## TASK INSTRUCTIONS
In the listing below, identify each line with the word "styles" and return those lines.

* * *

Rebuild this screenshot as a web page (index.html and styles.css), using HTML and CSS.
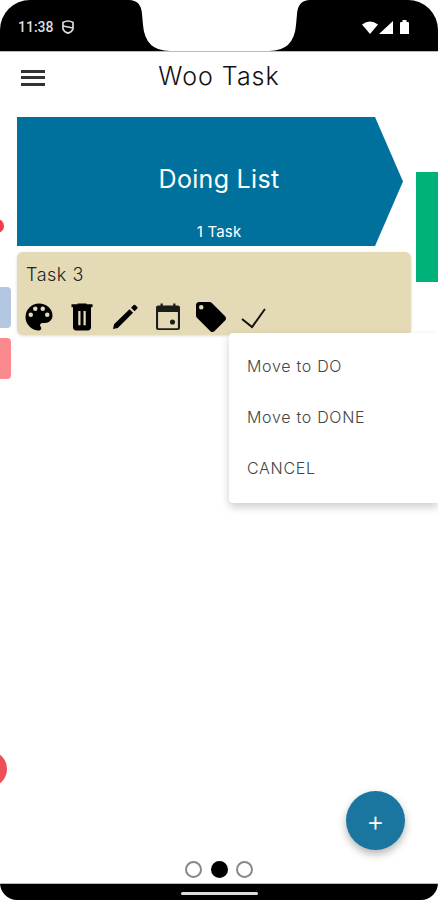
FILE: index.html
```html
<!DOCTYPE html>
<html lang="en">
<head>
    <meta charset="UTF-8">
    <meta name="viewport" content="width=device-width, initial-scale=1.0">
    <title>Woo Task</title>
    <link rel="stylesheet" href="styles.css">
</head>
<body>
    <div class="phone">
        <div class="status-bar">
            <div class="status-left">
                <span class="clock">11:38</span>
                <svg class="shield" width="12" height="14" viewBox="0 0 12 14">
                    <path d="M1 2.500 Q6 -0.500 11 2.500 V9 Q9.500 12.500 6 13.200 Q2.500 12.500 1 9 Z M1 6 L11 8" fill="none" stroke="#ddd" stroke-width="1.700"/>
                </svg>
            </div>
            <svg class="notch" width="191" height="52" viewBox="0 0 191 52">
                <path d="M5 0 H186 Q174 0 173 14 L172 25 Q170 51 145 51 H46 Q21 51 19 25 L18 14 Q17 0 5 0 Z" fill="#fff"/>
            </svg>
            <div class="status-right">
                <svg width="16" height="13" viewBox="0 0 16 13"><path d="M0 3.500 Q8 -2.500 16 3.500 L8 13 Z" fill="#fff"/></svg>
                <svg width="14" height="13" viewBox="0 0 14 13"><path d="M14 0 V13 H0 Z" fill="#fff"/></svg>
                <svg class="battery" width="9" height="14" viewBox="0 0 9 14"><path d="M0 3 Q0 2 1 2 H2.500 V0 H6.500 V2 H8 Q9 2 9 3 V14 H0 Z" fill="#fff"/></svg>
            </div>
        </div>

        <header class="app-bar">
            <button class="menu-btn" aria-label="Menu"><span></span><span></span><span></span></button>
            <h1 class="app-title">Woo Task</h1>
        </header>

        <main class="board">
            <div class="list-head">
                <h2 class="list-name">Doing List</h2>
                <p class="list-count">1 Task</p>
            </div>

            <div class="task-card">
                <p class="task-name">Task 3</p>
                <div class="task-actions">
                    <svg class="icon" viewBox="0 0 24 24"><path d="M12 3a9 9 0 0 0 0 18c.83 0 1.500-.67 1.500-1.500 0-.39-.15-.74-.39-1.010-.23-.26-.38-.61-.38-.99 0-.83.67-1.500 1.500-1.500H16c2.760 0 5-2.240 5-5 0-4.420-4.030-8-9-8zm-5.500 9a1.500 1.500 0 1 1 0-3 1.500 1.500 0 0 1 0 3zm3-4a1.500 1.500 0 1 1 0-3 1.500 1.500 0 0 1 0 3zm5 0a1.500 1.500 0 1 1 0-3 1.500 1.500 0 0 1 0 3zm3 4a1.500 1.500 0 1 1 0-3 1.500 1.500 0 0 1 0 3z"/></svg>
                    <svg class="icon" viewBox="0 0 24 24"><path fill-rule="evenodd" d="M15 3.500V3H9v.5H5v2h1V19c0 1.100.9 2 2 2h8c1.100 0 2-.9 2-2V5.500h1v-2h-4zM9.500 8h1.500v9.500H9.500V8zM13 8h1.500v9.500H13V8z"/></svg>
                    <svg class="icon" viewBox="0 0 24 24"><path d="M4 20 L4.700 16.800 L15 6.800 L17.400 9.200 L7.200 19.300 Z M16 5.800 L17.800 4 Q18.300 3.600 18.800 4 L20.200 5.400 Q20.600 5.900 20.200 6.400 L18.400 8.200 Z"/></svg>
                    <svg class="icon cal" viewBox="0 0 24 24"><path fill-rule="evenodd" d="M7 3h1.500v1.300h7V3H17v1.300h1.500c.9 0 1.500.6 1.500 1.500v13.400c0 .9-.6 1.500-1.500 1.500h-13c-.9 0-1.500-.6-1.500-1.500V5.800c0-.9.6-1.500 1.500-1.500H7V3zM5.400 8.600v10.400c0 .3.2.5.5.5h12.200c.3 0 .5-.2.500-.5V8.600H5.400z"/><circle cx="15" cy="15.300" r="1.700"/></svg>
                    <svg class="icon" viewBox="0 0 24 24"><path d="M21.410 11.580l-9-9C12.050 2.220 11.550 2 11 2H4c-1.100 0-2 .9-2 2v7c0 .55.22 1.050.59 1.420l9 9c.36.36.86.58 1.410.58.55 0 1.050-.22 1.410-.59l7-7c.37-.36.59-.86.59-1.410 0-.55-.23-1.060-.59-1.420zM5.500 7a1.500 1.500 0 1 1 0-3 1.500 1.500 0 0 1 0 3z"/></svg>
                    <svg class="icon" viewBox="0 0 24 24"><path d="M4 13.300 L10.700 18.700 L19.300 6.700" fill="none" stroke="#111" stroke-width="1.300"/></svg>
                </div>
            </div>

            <div class="menu">
                <div class="menu-item">Move to DO</div>
                <div class="menu-item">Move to DONE</div>
                <div class="menu-item">CANCEL</div>
            </div>

            <!-- bits of the next and previous pages showing at the edges -->
            <div class="peek peek-green"></div>
            <div class="peek peek-dot"></div>
            <div class="peek peek-blue"></div>
            <div class="peek peek-red"></div>
            <div class="peek peek-circle"></div>

            <button class="fab" aria-label="Add">+</button>
        </main>

        <div class="pager">
            <span class="pager-dot"></span>
            <span class="pager-dot active"></span>
            <span class="pager-dot"></span>
        </div>

        <div class="nav-bar"><div class="nav-handle"></div></div>
    </div>
</body>
</html>
```

FILE: styles.css
```css
* {
    margin: 0;
    padding: 0;
    box-sizing: border-box;
}

body {
    font-family: 'Inter', 'Liberation Sans', sans-serif;
    background: #fff;
    color: #222;
    overflow: hidden;
}

.phone {
    width: 438px;
    height: 900px;
    display: flex;
    flex-direction: column;
    overflow: hidden;
}

.status-bar {
    position: relative;
    height: 52px;
    flex-shrink: 0;
    background: #000;
    border-radius: 30px 30px 0 0;
    border-bottom: 1px solid #bbb;
    display: flex;
    align-items: center;
    justify-content: space-between;
    padding: 3px 29px 0 18px;
}

.status-left {
    display: flex;
    align-items: center;
    gap: 8px;
}

.clock {
    font-family: 'Roboto', sans-serif;
    font-size: 14px;
    font-weight: 500;
    color: #ddd;
}

.status-right {
    display: flex;
    align-items: center;
    gap: 1px;
}

.battery {
    margin-left: 6px;
}

.notch {
    position: absolute;
    top: 0;
    left: 124px;
}

.app-bar {
    height: 65px;
    flex-shrink: 0;
    display: flex;
    align-items: center;
    position: relative;
    padding: 0 0 14px 21px;
}

.menu-btn {
    width: 24px;
    display: flex;
    flex-direction: column;
    gap: 3.500px;
    background: none;
    border: none;
}

.menu-btn span {
    height: 3px;
    background: #333;
}

.app-title {
    position: absolute;
    left: 0;
    right: 0;
    top: 9px;
    text-align: center;
    font-size: 25px;
    font-weight: 300;
    letter-spacing: 1px;
    color: #111;
}

.board {
    position: relative;
    flex: 1;
    padding: 0 0 0 17px;
}

.list-head {
    width: 386px;
    height: 129px;
    background: #00719c;
    clip-path: polygon(0 0, 358px 0, 100% 50%, 358px 100%, 0 100%);
    color: #fff;
    text-align: center;
    padding: 44px 0 0 18px;
}

.list-name {
    font-size: 25px;
    font-weight: 400;
    line-height: 36px;
    letter-spacing: 0.3px;
}

.list-count {
    font-size: 15px;
    font-weight: 400;
    letter-spacing: 0.2px;
    margin-top: 25px;
}

.task-card {
    width: 394px;
    height: 83px;
    margin-top: 6px;
    background: #e4dab6;
    border-radius: 6px;
    box-shadow: 0 1px 3px rgba(0, 0, 0, 0.15);
    padding: 12px 4px 0 4px;
}

.task-name {
    margin-left: 5px;
    font-size: 18px;
    line-height: 22px;
    font-weight: 300;
    letter-spacing: 0.5px;
    color: #222;
}

.task-actions {
    display: flex;
    gap: 7px;
    margin-top: 13px;
}

.icon {
    width: 36px;
    height: 36px;
    fill: #000;
}

.icon.cal {
    fill: #1c1c1c;
}

.menu {
    position: absolute;
    top: 216px;
    left: 229px;
    width: 209px;
    height: 170px;
    background: #fff;
    border-radius: 4px 0 0 4px;
    box-shadow: 0 4px 8px rgba(0, 0, 0, 0.2);
    padding: 7px 18px;
}

.menu-item {
    height: 51px;
    display: flex;
    align-items: center;
    font-size: 16px;
    font-weight: 300;
    letter-spacing: 0.7px;
    color: #444;
}

.peek {
    position: absolute;
}

.peek-green {
    top: 55px;
    left: 416px;
    width: 22px;
    height: 110px;
    background: #00b27a;
}

.peek-dot {
    top: 102px;
    left: -10px;
    width: 14px;
    height: 14px;
    border-radius: 50%;
    background: #f33e4a;
}

.peek-blue {
    top: 170px;
    left: -6px;
    width: 17px;
    height: 41px;
    background: #b3c8e0;
    border-radius: 4px;
}

.peek-red {
    top: 221px;
    left: -6px;
    width: 17px;
    height: 41px;
    background: #fb8a8e;
    border-radius: 4px;
}

.peek-circle {
    top: 634px;
    left: -29px;
    width: 36px;
    height: 36px;
    border-radius: 50%;
    background: #ef5055;
}

.fab {
    position: absolute;
    top: 674px;
    left: 346px;
    width: 59px;
    height: 59px;
    border: none;
    border-radius: 50%;
    background: #1b769f;
    color: #fff;
    font-family: 'Inter', sans-serif;
    font-size: 28px;
    font-weight: 300;
    line-height: 56px;
    box-shadow: 0 4px 8px rgba(0, 0, 0, 0.3);
}

.pager {
    height: 23px;
    flex-shrink: 0;
    display: flex;
    justify-content: center;
    gap: 8.500px;
    padding-top: 1px;
}

.pager-dot {
    width: 17px;
    height: 17px;
    border-radius: 50%;
    border: 2px solid #888;
    background: #fff;
}

.pager-dot.active {
    background: #000;
    border-color: #000;
}

.nav-bar {
    height: 17px;
    flex-shrink: 0;
    background: #000;
    border-top: 1px solid #bbb;
    border-radius: 0 0 18px 18px;
    display: flex;
    justify-content: center;
    padding-top: 8px;
}

.nav-handle {
    width: 77px;
    height: 3px;
    border-radius: 2px;
    background: #ddd;
}
```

* * *

## TASK RESPONSE
Rebuild this screenshot as a web page (index.html and styles.css), using HTML and CSS.
    <link rel="stylesheet" href="styles.css">
FILE: styles.css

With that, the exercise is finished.